For instance, one of Glen’s favorite pieces is his Asian Interpretation hall table. “I like the simplicity of it. I enjoyed working on it: everything is hand shpaed with a plane or spokeshave.”
Glen’s quest for beauty also influences his choice in woods. One he considers the most beautiful – and “one of the few I will actually buy” – is Mozambique shedua. When he first ran across it, though, he wasn’t buying it:
“About 25 years ago, I had access to an old mill that started milling lumber around the time of the Civil War. There was a 12-13-foot deep dump outside this mill. When they’d start to mill a tree, the first board was curved, so the threw it out. The center board that holds the pith – they’d throw it it out.
“On weekends, I’d put on old clothes and take my Volkswagen Beetle to this dump. It wasn’t easy to get to: you’d have to fight bees’ nests, an occasional rat, and other stuff. Most of the domestic woods had rotted away and turned to dust. You’d pick up other stuff, and all of a sudden you’d hit on something heavy. I had my scrub plane with me, and I’d find out it was Mozambique” – or bubinga, purpleheart, rosewood, lignum vitae, or other exotic woods – “alongside the remnants of mahogany, right in the pile of dust and stuff.”

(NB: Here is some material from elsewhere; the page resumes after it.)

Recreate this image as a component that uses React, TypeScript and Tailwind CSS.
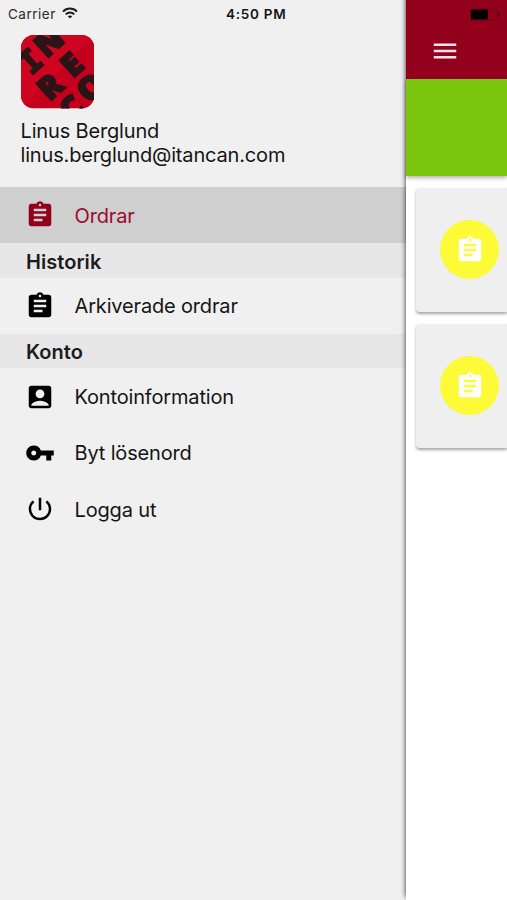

These days, Glen gets most of his wood from trees that have come down in his area. Some of his latest pieces were milled from a tree that came down across the street from his house: catalpa wood that he air dried. He’s also used elm, red oak and more. And, Glen says, “I seldom throw out wood., When I get done with a large project, I save the pieces. I’m usually able to get a mirror frame out of it, or something like that.
“Every piece I start, I try to do the elusive perfect piece, and I attack it with that intensity. I’m still working toward the best piece I’ve ever made, but I’m happy that I feel that my best pieces are the most recent.”